Exercise description: Copy every line from the records below that holds the word "components".

• • •

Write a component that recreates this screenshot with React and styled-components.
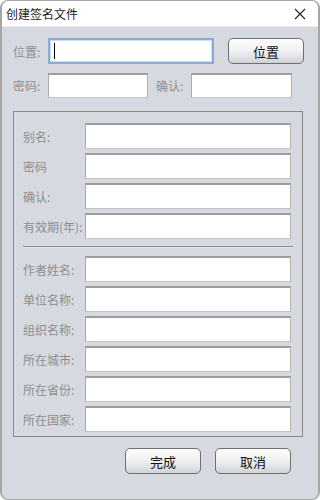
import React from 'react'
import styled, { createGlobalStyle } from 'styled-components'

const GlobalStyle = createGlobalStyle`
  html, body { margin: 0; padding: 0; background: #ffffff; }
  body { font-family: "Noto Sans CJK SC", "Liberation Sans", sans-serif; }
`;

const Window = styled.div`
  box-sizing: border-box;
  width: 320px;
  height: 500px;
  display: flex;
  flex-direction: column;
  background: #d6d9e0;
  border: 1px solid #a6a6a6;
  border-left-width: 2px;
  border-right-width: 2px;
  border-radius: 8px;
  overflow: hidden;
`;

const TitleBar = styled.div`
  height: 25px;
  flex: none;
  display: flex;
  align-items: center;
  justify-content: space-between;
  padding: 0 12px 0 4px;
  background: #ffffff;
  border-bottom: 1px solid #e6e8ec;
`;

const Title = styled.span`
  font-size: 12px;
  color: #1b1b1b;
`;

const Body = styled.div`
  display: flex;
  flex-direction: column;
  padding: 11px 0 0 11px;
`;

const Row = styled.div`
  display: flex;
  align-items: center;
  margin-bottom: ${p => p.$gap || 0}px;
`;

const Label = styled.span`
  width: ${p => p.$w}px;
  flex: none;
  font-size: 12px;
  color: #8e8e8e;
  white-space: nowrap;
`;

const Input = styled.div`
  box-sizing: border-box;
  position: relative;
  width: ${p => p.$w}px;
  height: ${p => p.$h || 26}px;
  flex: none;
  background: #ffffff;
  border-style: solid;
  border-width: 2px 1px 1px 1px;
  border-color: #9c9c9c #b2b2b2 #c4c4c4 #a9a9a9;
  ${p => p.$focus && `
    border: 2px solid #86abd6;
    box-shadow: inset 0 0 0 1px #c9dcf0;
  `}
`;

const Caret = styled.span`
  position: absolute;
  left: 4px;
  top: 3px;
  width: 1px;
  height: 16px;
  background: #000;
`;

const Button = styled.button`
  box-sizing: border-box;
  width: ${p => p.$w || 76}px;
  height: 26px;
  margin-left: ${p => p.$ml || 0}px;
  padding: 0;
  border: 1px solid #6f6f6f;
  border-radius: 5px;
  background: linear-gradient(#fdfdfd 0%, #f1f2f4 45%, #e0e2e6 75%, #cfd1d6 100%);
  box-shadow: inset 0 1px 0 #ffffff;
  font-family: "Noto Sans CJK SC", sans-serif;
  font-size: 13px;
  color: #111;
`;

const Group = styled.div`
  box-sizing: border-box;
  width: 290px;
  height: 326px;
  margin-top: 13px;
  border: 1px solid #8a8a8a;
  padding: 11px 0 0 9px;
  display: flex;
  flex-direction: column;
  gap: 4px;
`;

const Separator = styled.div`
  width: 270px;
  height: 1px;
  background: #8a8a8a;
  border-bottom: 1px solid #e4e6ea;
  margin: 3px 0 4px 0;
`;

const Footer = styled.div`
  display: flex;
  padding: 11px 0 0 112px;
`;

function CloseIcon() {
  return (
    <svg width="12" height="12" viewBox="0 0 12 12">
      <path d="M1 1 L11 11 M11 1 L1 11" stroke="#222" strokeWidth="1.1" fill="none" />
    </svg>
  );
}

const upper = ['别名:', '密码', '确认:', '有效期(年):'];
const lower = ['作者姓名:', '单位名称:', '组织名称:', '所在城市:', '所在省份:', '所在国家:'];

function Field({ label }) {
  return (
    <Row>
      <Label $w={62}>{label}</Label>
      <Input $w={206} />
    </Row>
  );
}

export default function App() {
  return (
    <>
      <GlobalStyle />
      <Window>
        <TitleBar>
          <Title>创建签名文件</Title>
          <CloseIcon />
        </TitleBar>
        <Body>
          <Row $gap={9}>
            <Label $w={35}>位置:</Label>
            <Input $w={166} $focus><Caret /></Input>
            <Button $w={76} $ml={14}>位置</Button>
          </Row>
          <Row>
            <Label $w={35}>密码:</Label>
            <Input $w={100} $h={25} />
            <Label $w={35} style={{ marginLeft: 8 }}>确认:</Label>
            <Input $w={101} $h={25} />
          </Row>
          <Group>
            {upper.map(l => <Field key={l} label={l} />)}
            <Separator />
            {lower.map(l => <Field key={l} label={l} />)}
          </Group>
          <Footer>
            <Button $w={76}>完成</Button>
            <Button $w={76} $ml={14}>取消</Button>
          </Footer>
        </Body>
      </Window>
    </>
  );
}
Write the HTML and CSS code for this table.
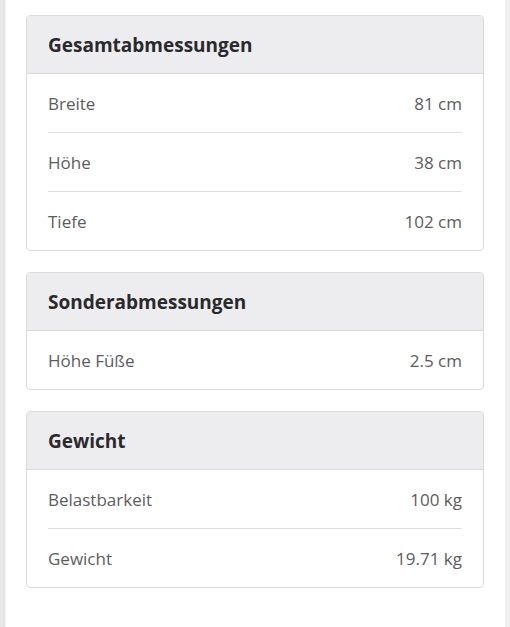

• • •

Solution to the problem:
Write a component that recreates this screenshot with React and styled-components.
import styled, { createGlobalStyle } from 'styled-components'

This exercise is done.